Retirement planning

   / Retirement planning #101  
I retired - quit working hard - when I was 40 and worked weird jobs locally until I could draw early retirement. That was 32 years ago. I have always had sufficient funds because I own my land and house - free and clear.

The one thing I would tell a person who is planning his retirement - - have a very good idea of exactly what you want to do in retirement. Until you can commit to a specific retirement plan - you will have little idea of how much money will be required.

People who say "save all you can" do not have a plan and probably will never be satisfied in retirement.
 
   / Retirement planning #102  
Looks like gold WAS a good investment about 5 years ago, buying now not so much.

Gold Price Chart

Um... it's at almost exactly the same price now as it was five years ago. What are you basing your opinion on?

It appears at first glance that you're basing it only on an assumption that past pricing has some relevance, and a two year investment window. Is that right?
 
   / Retirement planning #103  
1. Some (not all of course but some) people aan afford the higher rental price and just don't want to buy for a variety of reasons.

2. Depends on the area of course, but I'm going to buy a couple of rent houses in the next few years and will be looking for upper middle class neighborhoods. I figure the tenants will likely be more stable, generally older and more responsible, etc. I hope I'm right.

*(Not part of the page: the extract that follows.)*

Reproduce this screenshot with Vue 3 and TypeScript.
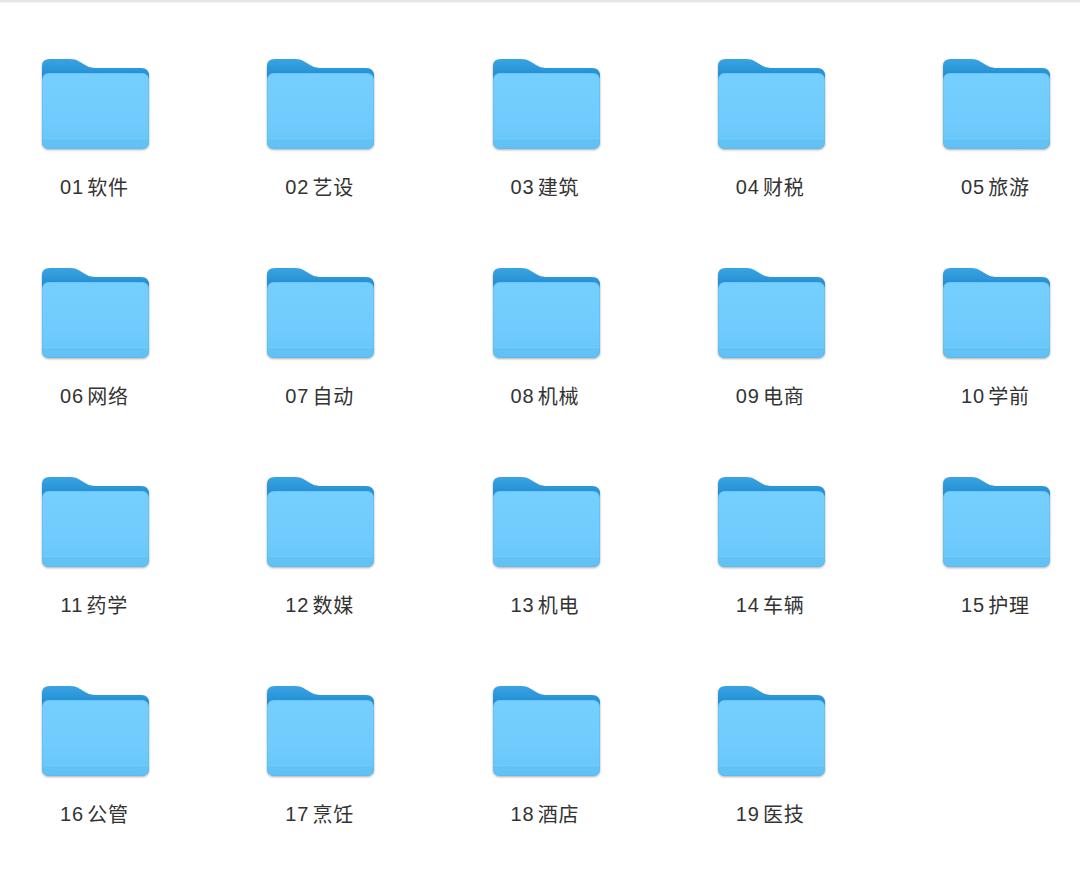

That's probably a good strategy. I suppose on an ROI basis, bottom-feeding landlords renting out well-used doublewides do okay if a person can take the headaches that go along with it. They do have an advantage in that they don't have a lot of capital or debt tied up in something that is not very liquid during economic downturns.
 
   / Retirement planning #104  
I am a landlord in a small way. As soon as I can, I plan to get out of it. We are somewhat similar to Maine, not growing much, if any, and a lot of property to build on keeps prices low. Most new building here, maybe 80 or 90 %, are condos or apartments.
 
   / Retirement planning #106  
This decision tree and associated advice is in the current TRowePrice monthly newsletter. It's called: Prioritizing Your Contributions to Retirement Accounts.


General rules of thumb:
Save 15% or more of your income annually, including any employer contributions.
If you have an employer match to a retirement savings account, use it up to the maximum matching amount.

1. Do Roth account contributions make sense for you?
YES if: You are under age 50 and expect your tax bracket to decrease significantly in retirement. Go To 2.
NO: First contribute the maximum to a Traditional 401(k), then contribute the maximum to a Traditional IRA account. The End.

...

The first decision point is does not make any sense to me. If the YES and NO was flipped it might make sense.

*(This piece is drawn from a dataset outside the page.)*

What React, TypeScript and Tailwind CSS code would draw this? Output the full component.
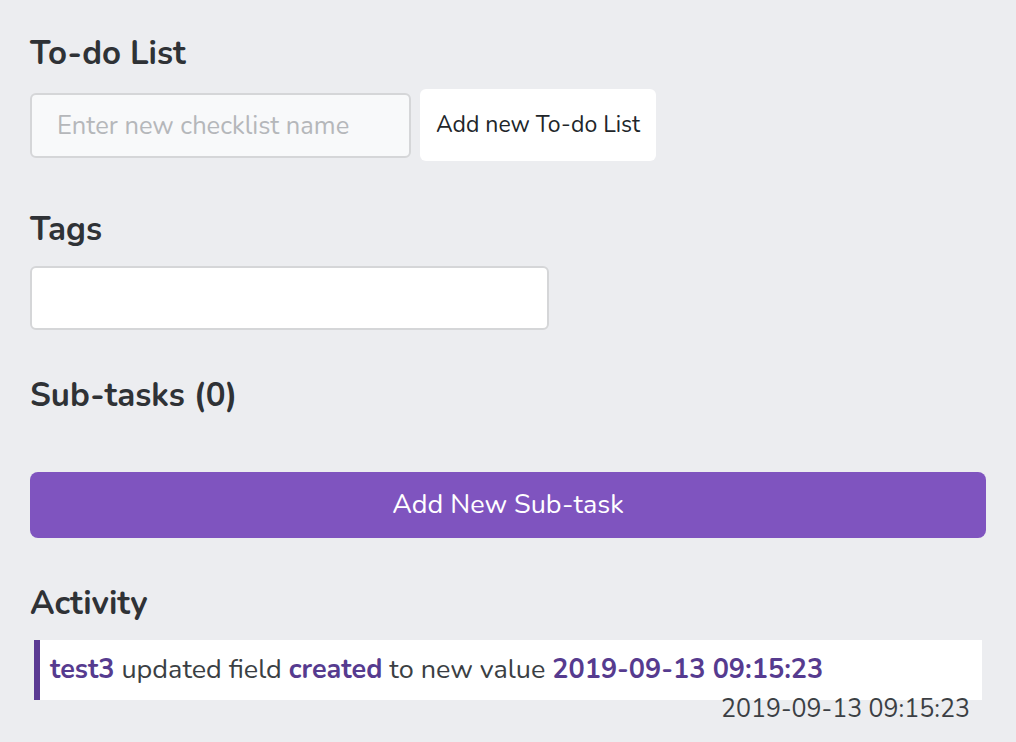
export default function App() {
  return (
    <div className="min-h-screen w-full bg-[#ecedf0] px-[30px] pt-[34px] pb-6 text-[#343a40] font-['Nunito','Lato',sans-serif]">
      <h2 className="text-[33px] leading-[40px] font-bold text-[#2f3236]">To-do List</h2>
      <div className="mt-[15px] flex items-center gap-[9px]">
        <input
          className="h-[65px] w-[381px] rounded-[6px] border-2 border-[#d5d6d8] bg-[#f8f9fa] px-[25px] text-[25.5px] text-[#343a40] placeholder:text-[#b5b7ba] outline-none"
          placeholder="Enter new checklist name"
        />
        <button className="h-[72px] w-[236px] rounded-[6px] bg-white text-[23px] text-[#212529]">Add new To-do List</button>
      </div>

      <h2 className="mt-[49px] text-[33px] leading-[40px] font-bold text-[#2f3236]">Tags</h2>
      <input className="mt-[16px] block h-[64px] w-[519px] rounded-[6px] border-2 border-[#d5d6d8] bg-white px-4 text-[24px] outline-none" />

      <h2 className="mt-[46px] text-[33px] leading-[40px] font-bold text-[#2f3236]">Sub-tasks (0)</h2>
      <button className="mt-[56px] block h-[66px] w-full rounded-[8px] bg-[#7f54bf] text-[27px] text-white">Add New Sub-task</button>

      <h2 className="mt-[46px] text-[33px] leading-[40px] font-bold text-[#2f3236]">Activity</h2>
      <div className="mt-[16px] ml-[4px] mr-[4px]">
        <div className="flex h-[60px] items-center border-l-[6px] border-[#5b3a93] bg-white pl-[10px] text-[27px] text-[#3b3f44]">
          <p>
            <span className="font-bold text-[#563b8f]">test3</span> updated field{" "}
            <span className="font-bold text-[#563b8f]">created</span> to new value{" "}
            <span className="font-bold text-[#563b8f]">2019-09-13 09:15:23</span>
          </p>
        </div>
        <p className="pr-[12px] text-right text-[25px] leading-[18px] text-[#3b3f44]">2019-09-13 09:15:23</p>
      </div>
    </div>
  )
}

As others have suggested, look at calculators and compare the numbers. The problem with this is that some of the calculators I looked at were wrong. :shocked: They were using the same amount of money invested each year in a Roth 401K or traditional 401K which I don't think is an apple to apple comparison since that does not take into account the tax you pay up front on the Roth 401K. A fair comparison starts with the same amount of money with the full amount going into the 401k and the Roth 401K getting a lesser amount due to taxes.

Here is a calculator that takes into account the tax hit.

Compare a Roth 401(k) to a Traditional 401(k) | Calculators by CalcXML

The other big question is what will one's tax rate be at retirement. Bottom line is that it is a guess, though maybe an edicated guess. The linked calculator allows one to play with the various tax rates.

What is interesting with the calculator is that if the tax rate is the same before and after retirement, you end up with the same amount of money irregardless of the tax implication of the fund.

I think it is a good guestimate that my current tax rate will be higher than my retirement tax rate. If you use a lower tax rate for retirement in the calculator, the traditional 401K has more money in the account and you get more money per month in retirement. If one followed the TRowe decision point, one would have lost money.

If one thinks their tax rate will be higher in retirement then ROTH 401K makes sense.

One also needs to look into when one can get money out of the Roth 401K and 401K. The Roth 401K requires you to be invested for 5 years and be 59.5 to get the money out vs a 401K where you can get the money out at 55 if you are retired. I think the OP wanted to retire at 55 which would make the Roth 401K problematic.

Later,
Dan
 
   / Retirement planning #107  
The first decision point is does not make any sense to me. If the YES and NO was flipped it might make sense.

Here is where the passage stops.